Quand la décentralisation cache des mesures libérales

Sous couvert d’acte de décentralisation, les membres du CNPN le disent eux-mêmes : il s’agit de faire passer l’économie avant la protection de la nature et des espèces. 80 % des dossiers devraient être confiés aux conseils scientifiques régionaux du patrimoine naturel (CSRPN), organes régionaux déjà surchargés par leurs rôles aux niveaux des régions, qui devraient maintenant donner leur avis – consultatif aussi – dans leur rayon géographique où on ne peut que soupçonner les mélanges des intérêts, voire des conflits d’intérêts, plus près de la pression des Préfets et collectivités locales…

Les espèces ne connaissent pas les limites administratives de notre grand territoire France. Alors que les alertes à la baisse jamais vues de la biodiversité se multiplient, le gouvernement se gausse de l’accord de Paris, et se dit plus écologiste que les autres (voir le greenwashing de la campagne européenne de La République en Marche d’Emmanuel Macron), car lui, agit !

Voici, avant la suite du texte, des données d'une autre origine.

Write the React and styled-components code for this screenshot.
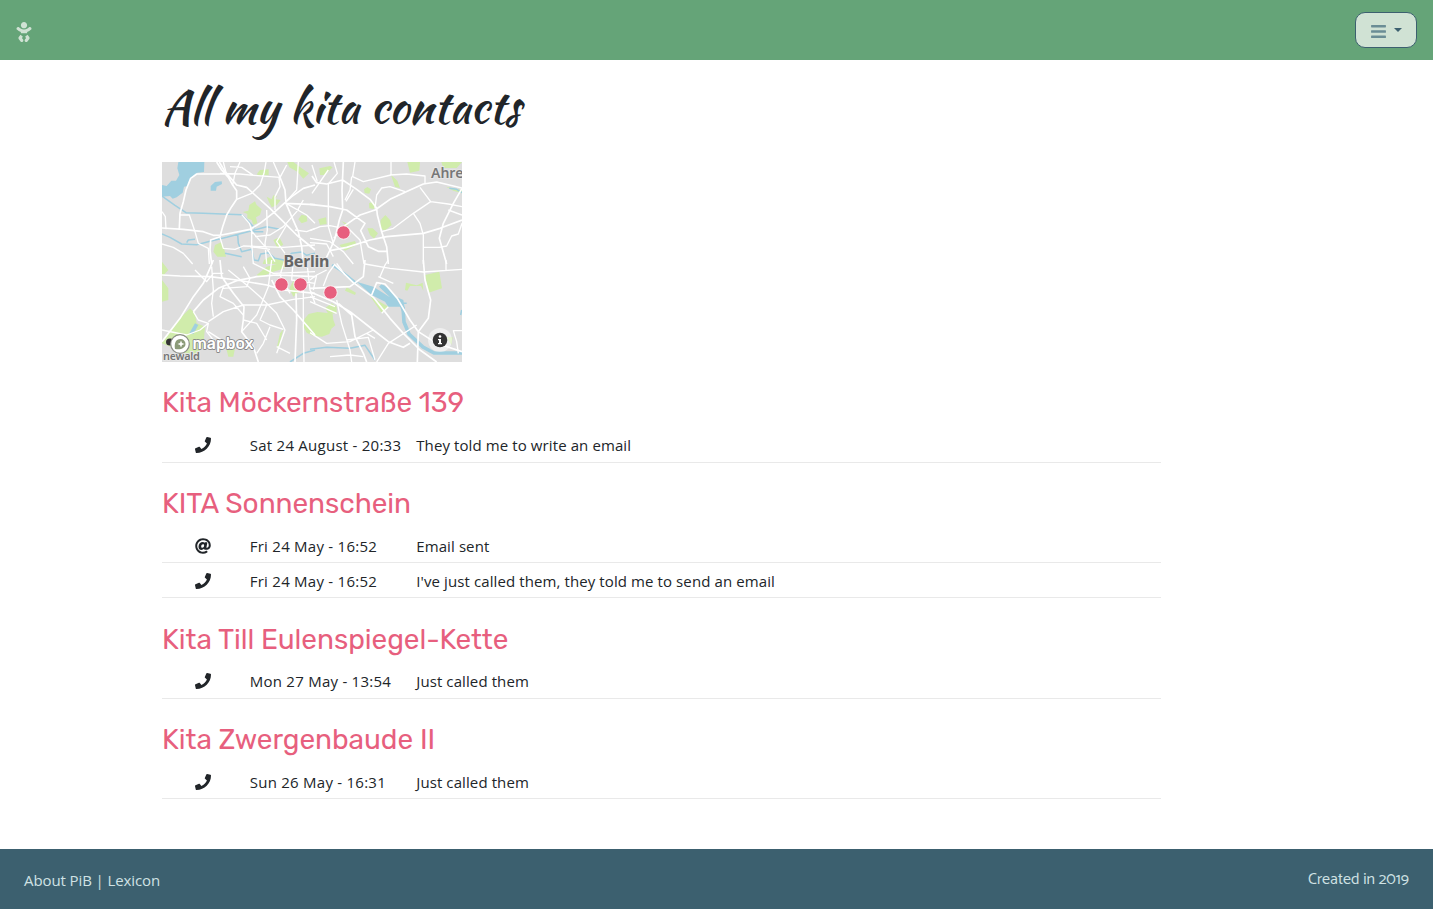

Nous pourrions en rire, si ce n’était pas si grave.

Des procédures d’aménagements allégées pour la nature, ça coule de source…

Le texte du gouvernement ne s’arrête pas là. Les Agences régionales de santé (ARS), qui elles aussi étudient et donnent des avis sur les projets d’aménagements pouvant par exemple mettre la santé des riverains en jeu, ne seront plus systématiquement dans les rouages, elles le seront seulement pour les projets à portées environnementales, ou si le Préfet le trouve nécessaire… ! Ou si, lui-même, redoute ou pas une mutation… Les avis de L’Office nationale des forêts (ONF) ne seront également plus nécessaires pour les aménagements engendrant le défrichement d’un bois soumis au régime forestier. De même, les avis des organismes encadrant les ressources en eau sont également écartés.

 

Paroles de chercheurs et citoyen.ne.s responsables, eux :

Alors que la loi de 2016 visait à enrayer la disparition de la biodiversité, le gouvernement s’arrange à sa manière pour s’affranchir des règles dont il se gargarise. Loic Marion, chercheur au CNRS et membre du CNPN, entendu sur France Inter le 11 mai 2019 : « Le but était de ne pas enrayer par les avis du CNPN, les projets d’aménagements tous azimuts qui ont un impact économique. C’est au bénéfice de l’économie que l’on sacrifie la protection du patrimoine c’est-à-dire l’inverse exactement du discours officiel que l’on entend sur la protection de la nature et de la biodiversité, le discours d’un côté et les actes de l’autre… »

Dans la même séquence sur France Inter, dans « Le focus de la semaine » : « Dans la biodiversité comme pour le climat, c’est comme en amour : il faut des preuves ! »

Alexandre Gannier, chercheur sur les Cétacés, membres du CNPN, dit que « le gouvernement veut plus de fluidité dans les projets de développements économiques, un double langage qui fait croire que l’on protège, des animaux, des fleurs, des paysages, et puis derrière un besoin d’accélération pour cette sacro-sainte croissance des chiffres d’affaires, voilà… J’ai l’impression d’une révolution libérale à la Reagan ou à la Tatcher qui nous tombe dessus et qui tombe sur la nature, parce que la nature ne peut pas se défendre, elle ne vote pas, ne se défend pas… »

Écologistes, nous soutenons le CNPN et les rédacteurs de la tribune publiée dans Médiapart du 5 mai 2019, et tous les acteurs engagés dans les associations et auprès des experts scientifiques du CNPN pour préserver notre nature et sa biodiversité, dont nous faisons partie, dans leur combat contre la loi mortifère du béton ou du goudron ! La propension d’Emmanuel Macron au « faites ce que je dis, pas ce que je fais » se confirme sur le dos de la nature et de l’institution qui la défend depuis plus de 70  ans, PAS D’ACCORD !!!